The other implementation of the knn algorithm assumes a probabilistic nature for the received signal distribution (Roos et al. 2002) and uses collections of many fingerprints at each particular position, acquired during the training phase. Therefore, the radio map is composed of several groups, where a group is a set of fingerprints (vectors of RSSI values) that share the same location. Assuming that the RSSI value for a specific beacon can be modeled as a random variable following a normal distribution (Haeberlen et al. 2004), any of these collections, or groups, of fingerprints can be represented by the statistical parameters of this distribution, in this case, the mean and the standard deviation. This implies that the original data set can be transformed into a new type of data structure by storing the mean and the standard deviation of every detected beacon for every group. All the original data for a group is transformed into two vectors, one storing the means and the other the standard deviations. The trustworthiness of the data in the new data set will depend on the number of measurements for every location of the original data.

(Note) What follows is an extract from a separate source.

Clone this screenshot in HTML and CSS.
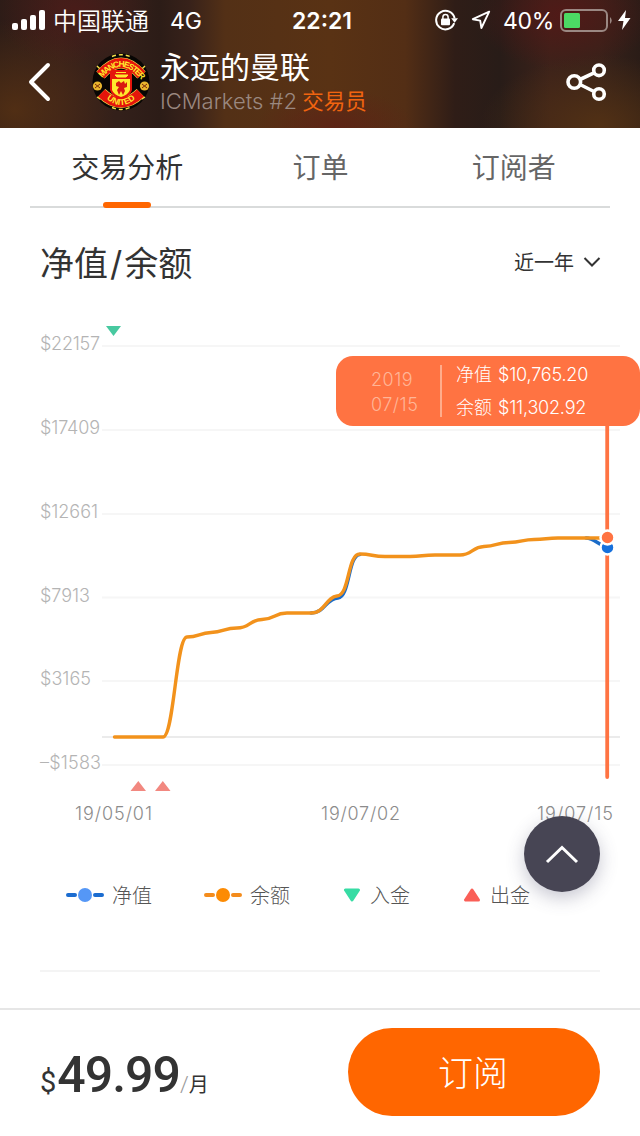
FILE: index.html
```
<!DOCTYPE html>
<html lang="zh-CN">
<head>
    <meta charset="UTF-8">
    <meta name="viewport" content="width=device-width, initial-scale=1.0">
    <title>永远的曼联</title>
    <link rel="stylesheet" href="styles.css">
</head>
<body>

<header>
    <!-- Status bar -->
    <div class="status">
        <div class="status-left">
            <svg width="34" height="20" viewBox="0 0 34 20" fill="#fff">
                <rect x="0" y="13" width="6" height="7" rx="2"/>
                <rect x="9" y="9" width="6" height="11" rx="2"/>
                <rect x="18" y="5" width="6" height="15" rx="2"/>
                <rect x="27" y="0" width="6" height="20" rx="2"/>
            </svg>
            <span class="carrier">中国联通</span>
            <span class="network">4G</span>
        </div>
        <div class="clock">22:21</div>
        <div class="status-right">
            <svg class="lock" width="23" height="22" viewBox="0 0 23 22">
                <path d="M19.2 14.2A9.3 9.3 0 1 1 19.6 9.4" fill="none" stroke="#fff" stroke-width="2"/>
                <path d="M16.2 9.2h6.8l-3.4 4.6z" fill="#fff"/>
                <rect x="6" y="9.6" width="9" height="6.6" rx="1" fill="#fff"/>
                <path d="M7.9 10V8a2.6 2.6 0 0 1 5.200 0v2" fill="none" stroke="#fff" stroke-width="1.5"/>
            </svg>
            <svg class="arrow" width="20" height="20" viewBox="0 0 20 20">
                <path d="M18.2 1.6L1.8 9.2l7.400 1.400 1.200 7.400z" fill="none" stroke="#fff" stroke-width="1.9" stroke-linejoin="round"/>
            </svg>
            <span class="percent">40%</span>
            <svg class="battery" width="54" height="24" viewBox="0 0 54 24">
                <rect x="1" y="1" width="46" height="21" rx="5" fill="none" stroke="#9b8883" stroke-width="2"/>
                <rect x="4" y="4" width="16" height="15" rx="1.5" fill="#4cd964"/>
                <path d="M50 8q3.500 3.500 0 7z" fill="#9b8883"/>
            </svg>
            <svg width="13" height="20" viewBox="0 0 13 20"><path d="M8 0L0 11h5.500L4 20l8.500-12H7z" fill="#fff"/></svg>
        </div>
    </div>

    <!-- Trader info -->
    <div class="nav">
        <svg class="back" width="24" height="40" viewBox="0 0 24 40"><path d="M20 3L3 20l17 17" fill="none" stroke="#fff" stroke-width="4" stroke-linecap="round" stroke-linejoin="round"/></svg>
        <svg class="avatar" width="58" height="58" viewBox="0 0 58 58">
            <defs>
                <path id="topArc" d="M9.500 26Q29 1.500 48.500 26"/>
                <path id="bottomArc" d="M11 42.500Q29 61.500 47 42.500"/>
            </defs>
            <circle cx="29" cy="29" r="28.5" fill="#080604"/>
            <g fill="none" stroke="#f4e04a" stroke-width="1.4" stroke-dasharray="4 3">
                <path d="M20 3.500Q29 0 38 3.500"/>
                <path d="M20 54.500Q29 58.500 38 54.500"/>
                <path d="M5 13l4 4M53 13l-4 4M5 44l5 3M53 44l-5 3"/>
            </g>
            <path d="M8.500 22Q29 -2 49.500 22" fill="none" stroke="#f4e04a" stroke-width="11"/>
            <path d="M8.500 22Q29 -2 49.500 22" fill="none" stroke="#e5150b" stroke-width="10"/>
            <path d="M9.500 40Q29 59 48.500 40" fill="none" stroke="#f4e04a" stroke-width="11"/>
            <path d="M9.500 40Q29 59 48.500 40" fill="none" stroke="#e5150b" stroke-width="10"/>
            <path d="M18 17h22v20q-2 7-11 9-9-2-11-9z" fill="#e5150b"/>
            <path d="M20 26h18v11q-2 5-9 7-7-2-9-7z" fill="#ffe92e"/>
            <path d="M23 22h13l-2 2H25zM24 19.500h10" fill="#ffe92e" stroke="#ffe92e"/>
            <path d="M24 30l3-2 2 2 3-2 1 3 2-2v5l-3 1 1 3-2 4-2-4-2 4-2-5 2-3-3-1z" fill="#d91a10"/>
            <circle cx="5.500" cy="33" r="4.600" fill="#e8b52e"/>
            <circle cx="52.500" cy="33" r="4.600" fill="#e8b52e"/>
            <path d="M3 31l5 4M8 31l-5 4M50 31l5 4M55 31l-5 4" stroke="#7a2a08"/>
            <text class="crest-text"><textPath href="#topArc" textLength="48" startOffset="1">MANCHESTER</textPath></text>
            <text class="crest-text"><textPath href="#bottomArc" textLength="32" startOffset="5">UNITED</textPath></text>
        </svg>
        <div class="trader">
            <h1>永远的曼联</h1>
            <p><span class="broker">ICMarkets #2</span> <span class="role">交易员</span></p>
        </div>
        <svg class="share" width="42" height="40" viewBox="0 0 42 40" fill="none" stroke="#fff" stroke-width="3.6">
            <circle cx="8.300" cy="20" r="6.300"/>
            <circle cx="33" cy="8.300" r="5.300"/>
            <circle cx="33" cy="32" r="5.300"/>
            <path d="M14 17.500l14-6.600M14 22.500l14 7"/>
        </svg>
    </div>
</header>

<nav class="tabs">
    <a class="tab active">交易分析</a>
    <a class="tab">订单</a>
    <a class="tab">订阅者</a>
</nav>

<main>
    <div class="title-row">
        <h2>净值<span>/</span>余额</h2>
        <div class="period">近一年
            <svg width="18" height="12" viewBox="0 0 18 12"><path d="M1.500 2L9 9.500 16.500 2" fill="none" stroke="#333" stroke-width="2"/></svg>
        </div>
    </div>

    <div class="chart">
        <svg width="640" height="550" viewBox="0 300 640 550">
            <g stroke="#f6f6f6" stroke-width="2">
                <path d="M102 346H620M102 430H620M102 514H620M102 597.500H620M102 681H620M102 765H620"/>
                <path d="M102 737H620" stroke="#ebebeb"/>
            </g>
            <g class="y-label">
                <text x="40" y="350" textLength="60">$22157</text>
                <text x="40" y="434" textLength="60">$17409</text>
                <text x="40" y="518" textLength="58">$12661</text>
                <text x="40" y="602" textLength="50">$7913</text>
                <text x="40" y="685" textLength="51">$3165</text>
                <text x="40" y="769" textLength="61">–$1583</text>
            </g>
            <g class="x-label">
                <text x="75" y="820" textLength="77">19/05/01</text>
                <text x="321" y="820" textLength="79">19/07/02</text>
                <text x="537" y="820" textLength="76">19/07/15</text>
            </g>
            <path d="M106 326h15l-7.500 10z" fill="#48c9a0"/>
            <path d="M130.500 791h15.500l-7.700-10zM155 791h15.500l-7.700-10z" fill="#f28880"/>

            <path class="line equity" d="M311 613C325 613 326 598.500 338 598C350 597 348 554.500 360 554.500"/>
            <path class="line equity" d="M586 538C594 538 597 544 607 547.500"/>
            <path class="line balance" d="M114.500 737H163C174 737 176 637 187 637C199 637 199 633 211 632.500C224 632 224 628 237 628C250 628 249 620 262 619.500C275 619 274 613 287 613H311C325 613 326 597 337 596C350 595 347 554 360 554C372 554 372 556.500 385 556.500H410C422 556.500 422 555 435 555H460C472 555 472 547 484 546.500C497 546 497 542.500 509 542.500C522 542.500 522 539.500 534 539.500C546 539.500 546 538 558 538H604"/>

            <path d="M607.200 425V777" stroke="#ff7342" stroke-width="3.800" stroke-linecap="round"/>
            <circle cx="607.500" cy="547.500" r="7" fill="#1670dc" stroke="#fff" stroke-width="2.500"/>
            <circle cx="607.500" cy="537.500" r="7" fill="#ff7342" stroke="#fff" stroke-width="2.500"/>
        </svg>
        <div class="tooltip">
            <div class="tooltip-date">2019<br>07/15</div>
            <div class="tooltip-values">
                <div>净值 <span>$10,765.20</span></div>
                <div>余额 <span>$11,302.92</span></div>
            </div>
        </div>
    </div>

    <div class="legend">
        <div class="legend-item">
            <svg width="38" height="16" viewBox="0 0 38 16"><path d="M2 8h7M29 8h7" stroke="#1b6cd0" stroke-width="4" stroke-linecap="round"/><circle cx="19" cy="8" r="7" fill="#5597f6"/></svg>
            <span>净值</span>
        </div>
        <div class="legend-item">
            <svg width="38" height="16" viewBox="0 0 38 16"><path d="M2 8h7M29 8h7" stroke="#f48c1c" stroke-width="4" stroke-linecap="round"/><circle cx="19" cy="8" r="7" fill="#fc8b04"/></svg>
            <span>余额</span>
        </div>
        <div class="legend-item">
            <svg width="18" height="14" viewBox="0 0 18 14"><path d="M3.500 2h13L10 12z" fill="#37dca4" stroke="#37dca4" stroke-width="3" stroke-linejoin="round"/></svg>
            <span>入金</span>
        </div>
        <div class="legend-item">
            <svg width="18" height="14" viewBox="0 0 18 14"><path d="M3.500 12h13L10 2z" fill="#fa5f57" stroke="#fa5f57" stroke-width="3" stroke-linejoin="round"/></svg>
            <span>出金</span>
        </div>
    </div>
    <hr>
</main>

<footer>
    <div class="price"><span class="currency">$</span><span class="amount">49.99</span><span class="slash">/</span><span class="unit">月</span></div>
    <button type="button" class="btn">订阅</button>
</footer>

<button type="button" class="to-top" aria-label="top">
    <svg width="34" height="20" viewBox="0 0 34 20"><path d="M2 18L17 3.500 32 18" fill="none" stroke="#fff" stroke-width="3"/></svg>
</button>

</body>
</html>
```
FILE: styles.css
```
/* Styles */
* {
    box-sizing: border-box;
}

body {
    font-family: Inter, "Noto Sans CJK SC", sans-serif;
    margin: 0;
    height: 1136px;
    display: flex;
    flex-direction: column;
    background-color: #fff;
    color: #333;
    overflow: hidden;
}

svg {
    display: block;
    flex-shrink: 0;
}

h1, h2, p {
    margin: 0;
}

/* Header */
header {
    height: 128px;
    color: #fff;
    background:
        radial-gradient(ellipse 80px 55px at 75px 10px, rgba(90, 24, 24, 0.5), transparent),
        radial-gradient(ellipse 90px 55px at 565px 15px, rgba(90, 22, 22, 0.7), transparent),
        radial-gradient(ellipse 80px 40px at 335px 128px, rgba(95, 30, 22, 0.7), transparent),
        radial-gradient(ellipse 100px 90px at 15px 110px, rgba(84, 48, 20, 0.9), transparent),
        radial-gradient(ellipse 120px 70px at 600px 125px, rgba(84, 50, 20, 0.9), transparent),
        linear-gradient(90deg, #2c1c17 0, #38201a 60px, #33201a 120px, #2c1c17 160px, #38221a 190px, #533016 225px, #593214 330px, #532e15 405px, #2f1d17 455px, #281c18 500px, #3c221a 550px, #38221a 600px, #2a1c17 640px);
}

.status {
    height: 40px;
    padding: 0 9px 0 12px;
    display: grid;
    grid-template-columns: 1fr auto 1fr;
    align-items: center;
}

.status-left, .status-right {
    display: flex;
    align-items: center;
}

.status-right {
    justify-content: flex-end;
}

.carrier {
    font-size: 24px;
    font-weight: 350;
    margin-left: 7px;
    padding-bottom: 2px;
}

.network {
    font-size: 23px;
    margin-left: 21px;
    padding-top: 1px;
}

.clock {
    font-size: 23px;
    font-weight: 600;
    padding: 1px 0 0 1px;
}

.lock {
    margin-right: 13px;
}

.percent {
    font-size: 23px;
    margin: 1px 6px 0 12px;
    letter-spacing: -0.3px;
}

.battery {
    margin: 2px 4px 0 0;
}

.nav {
    height: 88px;
    padding: 0 32px 0 28px;
    display: flex;
    align-items: center;
}

.back {
    margin-bottom: 4px;
}

.avatar {
    margin: 0 10px 5px 40px;
}

.crest-text {
    font-family: "Liberation Sans", sans-serif;
    font-size: 8.5px;
    font-weight: bold;
    fill: #ffe92e;
}

.trader {
    flex: 1;
    padding-bottom: 3px;
}

h1 {
    font-size: 30px;
    font-weight: 400;
    line-height: 38px;
}

.trader p {
    font-size: 22px;
    line-height: 31px;
    white-space: nowrap;
}

.broker {
    color: #9a8880;
    font-weight: 300;
}

.role {
    margin-left: -1px;
    font-size: 21.5px;
    color: #f06410;
}

.share {
    margin-bottom: 4px;
}

/* Tabs */
.tabs {
    height: 80px;
    margin: 0 30px;
    display: grid;
    grid-template-columns: repeat(3, 1fr);
    border-bottom: 2px solid #d9dbdb;
}

.tab {
    position: relative;
    padding-left: 1px;
    text-align: center;
    font-size: 28px;
    line-height: 80px;
    height: 78px;
    color: #666;
}

.tab.active {
    color: #333;
}

.tab.active::after {
    content: "";
    position: absolute;
    left: 50%;
    bottom: -2px;
    width: 48px;
    height: 6px;
    margin-left: -24px;
    border-radius: 3px;
    background-color: #ff6600;
}

/* Chart */
main {
    flex: 1;
}

.title-row {
    height: 92px;
    padding: 0 39px 0 40px;
    display: flex;
    align-items: center;
    justify-content: space-between;
}

h2 {
    font-size: 34px;
    font-weight: 400;
    margin-top: 15px;
}

h2 span {
    margin: 0 2px;
}

.period {
    display: flex;
    align-items: center;
    gap: 9px;
    margin-top: 15px;
    font-size: 20px;
}

.chart {
    position: relative;
    height: 550px;
}

.y-label, .x-label {
    font-size: 18px;
    fill: #b4b4b4;
    font-weight: 300;
}

.x-label {
    fill: #8c8c8c;
}

.line {
    fill: none;
    stroke-width: 3.4;
    stroke-linecap: round;
}

.equity {
    stroke: #1b6cc8;
}

.balance {
    stroke: #f2921c;
}

.tooltip {
    position: absolute;
    left: 336px;
    top: 56px;
    width: 304px;
    height: 70px;
    padding-left: 35px;
    display: flex;
    align-items: center;
    border-radius: 17px;
    background-color: #ff7342;
    color: #fff;
    font-size: 18px;
    font-weight: 300;
}

.tooltip-date {
    width: 71px;
    line-height: 25px;
    padding-top: 2px;
    color: #ffb597;
    letter-spacing: 0.5px;
    border-right: 2px solid #ffac8c;
}

.tooltip-values {
    padding-left: 14px;
    line-height: 33px;
    white-space: nowrap;
}

.tooltip-values span {
    margin-left: 1px;
    font-weight: 350;
    letter-spacing: -0.2px;
}

/* Legend */
.legend {
    height: 90px;
    padding-left: 66px;
    display: flex;
    align-items: center;
    gap: 52px;
    font-size: 20px;
    font-weight: 300;
    color: #555;
}

.legend-item {
    display: flex;
    align-items: center;
    gap: 8px;
}

.legend-item:nth-child(3), .legend-item:nth-child(4) {
    gap: 10px;
}

.legend span {
    margin-top: -1px;
}

hr {
    margin: 30px 40px 0;
    border: none;
    border-top: 2px solid #f4f4f4;
}

/* Footer */
footer {
    height: 128px;
    padding: 0 40px 2px;
    display: flex;
    align-items: center;
    justify-content: space-between;
    border-top: 2px solid #e6e6e6;
}

.price {
    display: flex;
    align-items: baseline;
    margin-top: 5px;
    font-family: Roboto, "Noto Sans CJK SC", sans-serif;
}

.currency {
    margin-right: 1px;
    font-size: 29px;
}

.amount {
    font-size: 50px;
    font-weight: 500;
    letter-spacing: -1px;
}

.slash {
    font-size: 22px;
    font-weight: 300;
    color: #999;
}

.unit {
    font-size: 20px;
}

.btn {
    width: 252px;
    height: 88px;
    padding: 0 2px 4px 0;
    border: none;
    border-radius: 44px;
    background-color: #ff6600;
    color: #fff;
    font-family: inherit;
    font-size: 35px;
    font-weight: 300;
    cursor: pointer;
}

.to-top {
    position: absolute;
    left: 524px;
    top: 816px;
    width: 76px;
    height: 76px;
    padding: 0;
    display: flex;
    align-items: center;
    justify-content: center;
    border: none;
    border-radius: 50%;
    background-color: #474554;
    box-shadow: 0 6px 18px rgba(71, 69, 104, 0.3);
}
```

It is assumed that the more measurements for a particular location, the more reliable will be their inferred statistical parameters.
The implementation of this probabilistic-based method takes the
original radio map and a set of group indices, and fits these groups of
measurements to a normal (Gaussian) distribution for every beacon and
every location, so that the signal intensity distribution is determined
by the mean and the standard deviation of the Gaussian fit. Then, given
a test fingerprint, the algorithm estimates its position by selecting
the k most probable locations, making explicit use of the
statistical parameters of the data stored in the radio map to optimize
the probabilities in the assignment of the estimated position by
computing a similarity function based on a summatory of probabilities.
This approach is implemented through the ipfProbabilistic
function and is described in the Section 5.2.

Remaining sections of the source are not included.